In his 2001/02 tax return, the taxpayer claimed relief from UK income tax under article 3(2) of the DTA on trust income. HMRC notified the taxpayer that this claim was likely to be challenged however no basis for the challenge was provided. Similar claims for relief were made by the taxpayer in the tax years 2002/03, 2003/04 and 2004/05. In February 2006, three years after the first disputed return, HMRC set out the reasons for the challenges to the claims for relief referring to the authority of Baker v Archer-Shee [1927]UKHL1; [1927] AC 844; [1926] 11 TC 749 and to section 739 ICTA 1988.

HMRC notified the taxpayer that a number of lead cases were prepared to take to the Special Commissioners regarding the validity of his claims to relief. Before the cases were listed, Parliament introduced section 58 of the Finance Act 2008 with retrospective effect. This section effectively provided that individuals, in a similar situation to the taxpayer, were liable to UK tax despite the provisions under the Isle of Man DTA.

The taxpayer challenged sections 58(4) and (5) of the Finance Act 2008 and contended that these sections were incompatible with Article 1 of the First protocol to the European Convention on Human rights. The basis for the taxpayer's challenge was that the sections changed the fiscal legislation regarding double tax relief with retrospective effect and that such retrospective amendment did not strike a fair balance as required under Article 1 of the Convention.

Decision

The Court declared that the legislation, although having retrospective effect, was in the current case proportionate and compatible with Article 1 of the First Protocol to the European Convention of Human Rights.

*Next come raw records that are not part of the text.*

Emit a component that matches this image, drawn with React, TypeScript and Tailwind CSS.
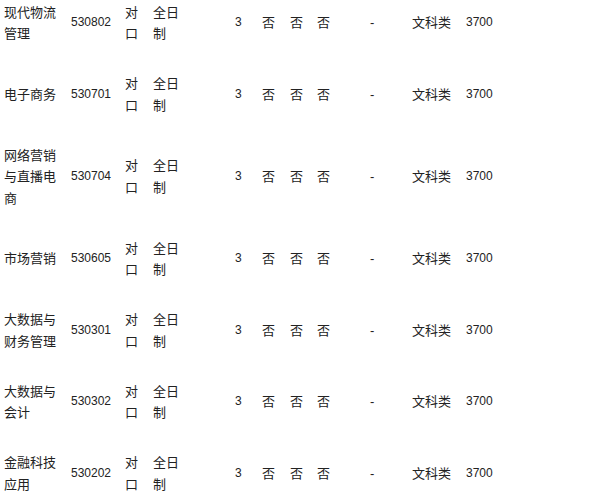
import React from "react";

const rows = [
  { name: "现代物流管理", code: "530802" },
  { name: "电子商务", code: "530701" },
  { name: "网络营销与直播电商", code: "530704" },
  { name: "市场营销", code: "530605" },
  { name: "大数据与财务管理", code: "530301" },
  { name: "大数据与会计", code: "530302" },
  { name: "金融科技应用", code: "530202" },
];

export default function App() {
  return (
    <div
      className="w-[596px] h-[501px] overflow-hidden bg-white text-[#222] text-[13px] leading-[21.5px]"
      style={{ fontFamily: '"Liberation Sans", "Noto Sans CJK SC", sans-serif' }}
    >
      <div className="mt-[-12.6px] pl-[4px] flex flex-col">
        {rows.map((r) => (
          <div key={r.code} className="flex items-center py-[14.25px]">
            <div className="w-[67px] pr-[10px] break-all">{r.name}</div>
            <div className="w-[54px] text-[12px]">{r.code}</div>
            <div className="w-[28px] pr-[12px]">对口</div>
            <div className="w-[82px] pr-[50px]">全日制</div>
            <div className="w-[27px] text-[12px]">3</div>
            <div className="w-[28px]">否</div>
            <div className="w-[27px]">否</div>
            <div className="w-[53px]">否</div>
            <div className="w-[42px]">-</div>
            <div className="w-[54px]">文科类</div>
            <div className="text-[12px]">3700</div>
          </div>
        ))}
      </div>
    </div>
  );
}
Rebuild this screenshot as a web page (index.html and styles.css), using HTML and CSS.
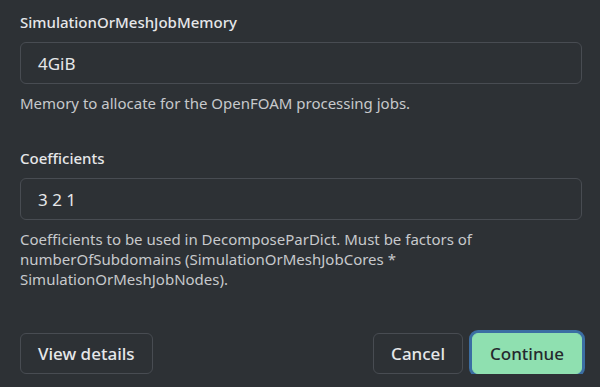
FILE: index.html
```html
<!DOCTYPE html>
<html>
<head>
<meta charset="utf-8">
<link rel="stylesheet" href="styles.css">
</head>
<body>
<div class="dialog">
  <div class="field">
    <label class="label">SimulationOrMeshJobMemory</label>
    <div class="input">4GiB</div>
    <p class="help">Memory to allocate for the OpenFOAM processing jobs.</p>
  </div>
  <div class="field">
    <label class="label">Coefficients</label>
    <div class="input">3 2 1</div>
    <p class="help">Coefficients to be used in DecomposeParDict. Must be factors of numberOfSubdomains (SimulationOrMeshJobCores * SimulationOrMeshJobNodes).</p>
  </div>
  <div class="footer">
    <button class="btn">View details</button>
    <div class="actions">
      <button class="btn">Cancel</button>
      <button class="btn primary">Continue</button>
    </div>
  </div>
</div>
</body>
</html>
```
FILE: styles.css
```css
html, body {
  margin: 0;
  padding: 0;
  background: #2d3135;
  font-family: "Noto Sans", "Open Sans", sans-serif;
}
.dialog {
  padding: 12px 18px 0 20px;
  display: flex;
  flex-direction: column;
}
.field {
  display: flex;
  flex-direction: column;
}
.field + .field {
  margin-top: 35px;
}
.label {
  font-size: 15px;
  font-weight: 500;
  line-height: 20px;
  color: #e6e7e9;
  margin-bottom: 10px;
}
.input {
  box-sizing: border-box;
  height: 42px;
  border: 1px solid #484c52;
  border-radius: 6px;
  padding: 0 17px;
  display: flex;
  align-items: center;
  font-size: 17px;
  color: #e6e7e9;
}
.help {
  margin: 9px 0 0;
  font-size: 15px;
  line-height: 20px;
  color: #c7c9cc;
}
.footer {
  margin-top: 44px;
  display: flex;
  justify-content: space-between;
  align-items: center;
}
.actions {
  display: flex;
  gap: 9px;
}
.btn {
  font-family: inherit;
  font-size: 17px;
  font-weight: 500;
  height: 41px;
  padding: 0 17px;
  border: 1px solid #484c52;
  border-radius: 6px;
  background: #2d3135;
  color: #e6e7e9;
}
.btn.primary {
  background: #8fe0b0;
  border-color: #8fe0b0;
  color: #25292d;
  box-shadow: 0 0 0 3px #3b6ea3;
}
```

According to the Court, the rationale for the DTA in terms of public policy was that UK residents should pay UK income tax on the profits of any trade and profession. A DTA is intended to relieve from double taxation and is not an instrument to engage in tax avoidance.

There was no basis for a claim by the taxpayer that the Parliament's response was disproportionate. In the Court's view, the legislation was needed to put the effect of the DTA beyond doubt and to prevent taxpayers resident in the UK from exploiting the relevant DTA in a way that would substantially reduce their income tax. The retrospective application was justified in order to ensure a “fair balance” between the interests of all taxpayers. Given the background, and the need to ensure fairness, taxpayers should have reasonably expected that the legislative response would have retrospective effect.

According to the Court, the State was not obliged to test the matter first in the courts before enacting legislation, even with retrospective effect. In this case, the public policy was of such importance that the legislation was considered necessary.

The taxpayer claimed HMRC's failure to bring proceedings in respect of the arrangements rendered the Parliamentary response in section 58(4) dispro-portionate. This was rejected by the Court. HMRC had made it clear to taxpayers that it would challenge the arrangements and gave no assurance that it would not bring proceedings to recover tax. It was up to the taxpayers to assess the risk inherent in not paying the tax.

Further, the Court declared that the absence of any assessment of how individual taxpayers might have been financially affected by the liability imposed under section 58(4) could not affect the proportionality of the retrospective legislation.

The Court was not persuaded by the arguments put forward by the taxpayer and accordingly based on their findings; the taxpayer's claim for judicial review was dismissed.